━━ DATASET CONTENT

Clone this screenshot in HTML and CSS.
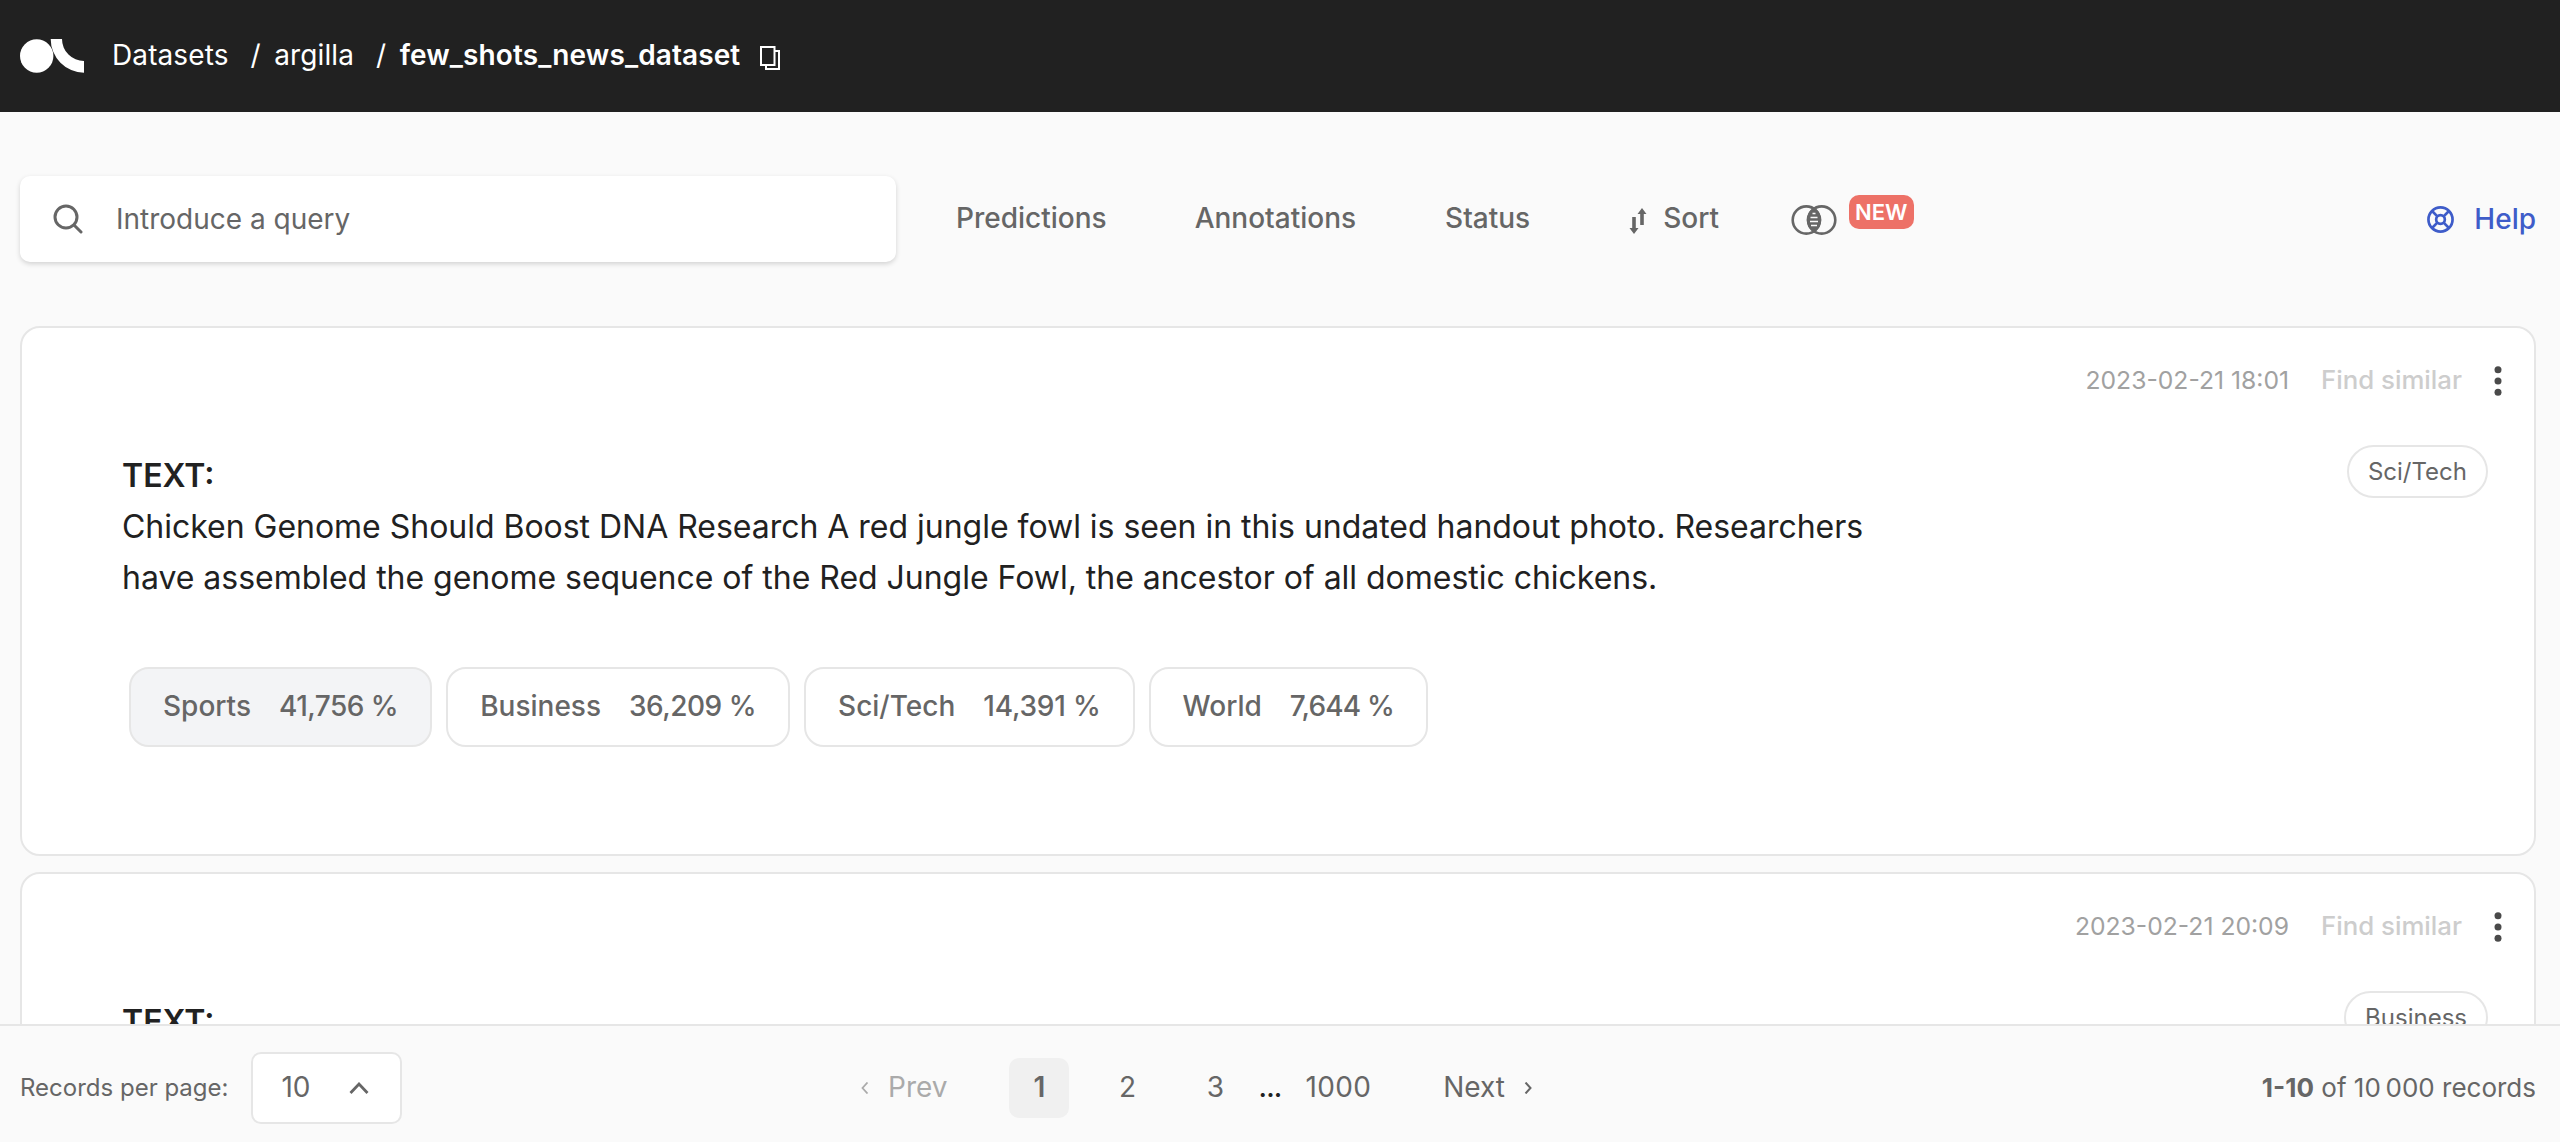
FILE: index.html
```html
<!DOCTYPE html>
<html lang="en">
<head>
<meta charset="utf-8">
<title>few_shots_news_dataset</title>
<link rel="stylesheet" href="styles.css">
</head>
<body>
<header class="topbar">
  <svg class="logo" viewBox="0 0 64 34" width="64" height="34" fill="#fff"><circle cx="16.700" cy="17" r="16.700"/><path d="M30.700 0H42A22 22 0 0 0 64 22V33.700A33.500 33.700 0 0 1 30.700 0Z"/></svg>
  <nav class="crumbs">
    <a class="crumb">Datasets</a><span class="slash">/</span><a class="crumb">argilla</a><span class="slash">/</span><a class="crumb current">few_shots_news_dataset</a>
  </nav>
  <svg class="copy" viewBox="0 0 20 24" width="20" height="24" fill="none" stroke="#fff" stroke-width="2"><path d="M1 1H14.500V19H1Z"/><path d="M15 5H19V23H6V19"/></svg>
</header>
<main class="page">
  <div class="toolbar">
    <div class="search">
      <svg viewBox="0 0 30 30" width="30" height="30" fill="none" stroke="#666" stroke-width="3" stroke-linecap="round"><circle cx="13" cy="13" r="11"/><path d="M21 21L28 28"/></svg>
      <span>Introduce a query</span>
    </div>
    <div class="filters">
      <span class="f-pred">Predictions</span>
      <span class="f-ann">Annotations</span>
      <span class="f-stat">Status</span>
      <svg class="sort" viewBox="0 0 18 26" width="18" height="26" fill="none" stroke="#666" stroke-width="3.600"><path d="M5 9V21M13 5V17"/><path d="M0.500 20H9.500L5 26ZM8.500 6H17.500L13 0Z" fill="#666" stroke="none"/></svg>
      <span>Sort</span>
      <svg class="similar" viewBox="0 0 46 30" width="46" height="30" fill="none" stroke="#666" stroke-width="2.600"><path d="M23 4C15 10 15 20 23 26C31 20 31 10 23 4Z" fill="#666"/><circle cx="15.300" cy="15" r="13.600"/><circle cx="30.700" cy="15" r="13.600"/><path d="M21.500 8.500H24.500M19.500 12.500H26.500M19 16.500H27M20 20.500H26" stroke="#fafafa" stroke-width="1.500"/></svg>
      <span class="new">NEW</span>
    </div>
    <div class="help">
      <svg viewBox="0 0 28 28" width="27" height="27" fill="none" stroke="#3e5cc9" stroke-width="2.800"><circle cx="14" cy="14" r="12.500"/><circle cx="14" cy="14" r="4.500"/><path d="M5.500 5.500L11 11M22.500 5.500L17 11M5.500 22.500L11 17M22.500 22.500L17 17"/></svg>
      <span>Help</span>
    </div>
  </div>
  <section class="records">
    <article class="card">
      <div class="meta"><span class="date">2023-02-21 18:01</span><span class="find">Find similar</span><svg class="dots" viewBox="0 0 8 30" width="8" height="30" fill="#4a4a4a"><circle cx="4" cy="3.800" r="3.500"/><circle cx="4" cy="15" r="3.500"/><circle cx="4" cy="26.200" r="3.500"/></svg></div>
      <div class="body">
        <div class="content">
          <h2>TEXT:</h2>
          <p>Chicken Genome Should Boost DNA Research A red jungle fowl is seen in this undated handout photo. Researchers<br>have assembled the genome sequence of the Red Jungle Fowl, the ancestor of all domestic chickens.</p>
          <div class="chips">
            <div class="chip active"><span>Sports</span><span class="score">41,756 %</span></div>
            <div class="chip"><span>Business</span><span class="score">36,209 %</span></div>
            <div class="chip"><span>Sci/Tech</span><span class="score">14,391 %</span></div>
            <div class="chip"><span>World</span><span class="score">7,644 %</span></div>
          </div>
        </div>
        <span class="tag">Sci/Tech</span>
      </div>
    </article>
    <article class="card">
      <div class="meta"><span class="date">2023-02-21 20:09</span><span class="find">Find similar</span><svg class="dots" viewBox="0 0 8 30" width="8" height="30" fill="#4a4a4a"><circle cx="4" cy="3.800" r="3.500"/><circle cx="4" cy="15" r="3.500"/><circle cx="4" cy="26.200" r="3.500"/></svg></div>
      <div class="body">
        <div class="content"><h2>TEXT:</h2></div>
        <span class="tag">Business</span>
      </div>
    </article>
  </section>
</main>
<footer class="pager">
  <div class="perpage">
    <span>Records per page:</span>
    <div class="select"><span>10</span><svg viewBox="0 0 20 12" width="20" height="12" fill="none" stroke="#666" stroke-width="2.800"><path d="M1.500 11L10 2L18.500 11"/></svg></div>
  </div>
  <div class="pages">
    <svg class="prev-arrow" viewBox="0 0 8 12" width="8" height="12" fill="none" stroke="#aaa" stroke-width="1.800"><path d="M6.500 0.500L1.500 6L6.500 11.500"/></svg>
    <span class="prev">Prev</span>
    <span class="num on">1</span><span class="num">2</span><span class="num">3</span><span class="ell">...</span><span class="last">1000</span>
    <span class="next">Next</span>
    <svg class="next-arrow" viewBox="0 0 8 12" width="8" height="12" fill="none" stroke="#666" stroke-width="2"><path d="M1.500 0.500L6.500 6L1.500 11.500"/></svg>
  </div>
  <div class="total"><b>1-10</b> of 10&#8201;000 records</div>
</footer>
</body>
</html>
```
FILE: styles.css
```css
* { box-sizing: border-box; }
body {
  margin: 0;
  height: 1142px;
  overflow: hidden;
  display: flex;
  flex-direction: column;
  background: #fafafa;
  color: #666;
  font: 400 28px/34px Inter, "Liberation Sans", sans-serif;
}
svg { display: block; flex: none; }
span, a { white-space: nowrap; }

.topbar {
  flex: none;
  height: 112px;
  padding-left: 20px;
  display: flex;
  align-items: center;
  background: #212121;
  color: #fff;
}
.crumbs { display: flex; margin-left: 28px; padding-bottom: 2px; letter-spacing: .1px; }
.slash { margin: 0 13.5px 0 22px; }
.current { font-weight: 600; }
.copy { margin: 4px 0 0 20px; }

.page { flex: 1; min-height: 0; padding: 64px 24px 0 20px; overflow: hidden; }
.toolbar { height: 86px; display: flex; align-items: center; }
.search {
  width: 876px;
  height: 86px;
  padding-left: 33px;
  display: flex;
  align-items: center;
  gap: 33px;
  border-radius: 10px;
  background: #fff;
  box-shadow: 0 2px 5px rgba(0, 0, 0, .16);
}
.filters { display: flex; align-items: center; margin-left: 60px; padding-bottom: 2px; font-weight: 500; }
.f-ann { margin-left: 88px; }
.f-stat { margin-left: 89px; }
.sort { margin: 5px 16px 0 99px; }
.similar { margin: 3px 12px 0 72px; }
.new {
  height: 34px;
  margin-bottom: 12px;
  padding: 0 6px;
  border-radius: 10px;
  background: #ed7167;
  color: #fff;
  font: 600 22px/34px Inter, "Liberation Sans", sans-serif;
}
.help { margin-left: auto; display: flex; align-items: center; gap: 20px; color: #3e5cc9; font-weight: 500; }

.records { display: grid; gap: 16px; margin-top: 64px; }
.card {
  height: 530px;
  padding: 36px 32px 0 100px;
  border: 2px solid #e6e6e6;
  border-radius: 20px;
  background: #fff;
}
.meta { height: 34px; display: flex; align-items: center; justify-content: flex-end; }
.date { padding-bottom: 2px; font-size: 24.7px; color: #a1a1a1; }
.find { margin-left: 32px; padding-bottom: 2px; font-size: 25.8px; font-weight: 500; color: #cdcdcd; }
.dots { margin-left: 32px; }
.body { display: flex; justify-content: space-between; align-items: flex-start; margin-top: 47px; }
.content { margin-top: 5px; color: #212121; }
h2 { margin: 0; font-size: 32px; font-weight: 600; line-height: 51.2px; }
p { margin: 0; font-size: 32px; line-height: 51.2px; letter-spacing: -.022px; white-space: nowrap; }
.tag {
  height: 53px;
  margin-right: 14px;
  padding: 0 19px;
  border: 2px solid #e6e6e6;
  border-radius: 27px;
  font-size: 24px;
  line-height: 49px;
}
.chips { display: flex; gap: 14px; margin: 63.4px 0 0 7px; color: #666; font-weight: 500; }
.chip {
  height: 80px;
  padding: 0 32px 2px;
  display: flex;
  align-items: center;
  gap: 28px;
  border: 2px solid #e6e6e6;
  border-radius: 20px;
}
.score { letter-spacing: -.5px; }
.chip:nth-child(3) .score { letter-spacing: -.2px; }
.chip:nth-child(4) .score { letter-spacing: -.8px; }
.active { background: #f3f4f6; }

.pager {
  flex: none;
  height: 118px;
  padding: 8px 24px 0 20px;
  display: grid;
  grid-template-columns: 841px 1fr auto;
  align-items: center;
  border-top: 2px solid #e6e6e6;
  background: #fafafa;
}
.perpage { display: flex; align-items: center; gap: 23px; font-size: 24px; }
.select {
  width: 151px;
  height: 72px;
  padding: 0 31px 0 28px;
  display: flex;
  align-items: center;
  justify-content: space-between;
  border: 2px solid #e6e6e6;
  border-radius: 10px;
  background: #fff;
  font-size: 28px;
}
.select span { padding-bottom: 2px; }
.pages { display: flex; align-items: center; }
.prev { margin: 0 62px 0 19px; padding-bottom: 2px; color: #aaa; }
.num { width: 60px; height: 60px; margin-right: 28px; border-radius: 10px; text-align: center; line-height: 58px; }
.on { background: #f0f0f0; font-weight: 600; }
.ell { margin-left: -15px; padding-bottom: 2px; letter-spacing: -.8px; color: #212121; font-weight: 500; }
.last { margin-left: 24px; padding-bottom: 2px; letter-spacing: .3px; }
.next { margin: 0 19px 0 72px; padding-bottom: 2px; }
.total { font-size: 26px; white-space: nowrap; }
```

━━━━

● PROBLEM: All lines above containing the string "this" are to be collected.

● RESULT:
Clone this screenshot in HTML and CSS.
          <p>Chicken Genome Should Boost DNA Research A red jungle fowl is seen in this undated handout photo. Researchers<br>have assembled the genome sequence of the Red Jungle Fowl, the ancestor of all domestic chickens.</p>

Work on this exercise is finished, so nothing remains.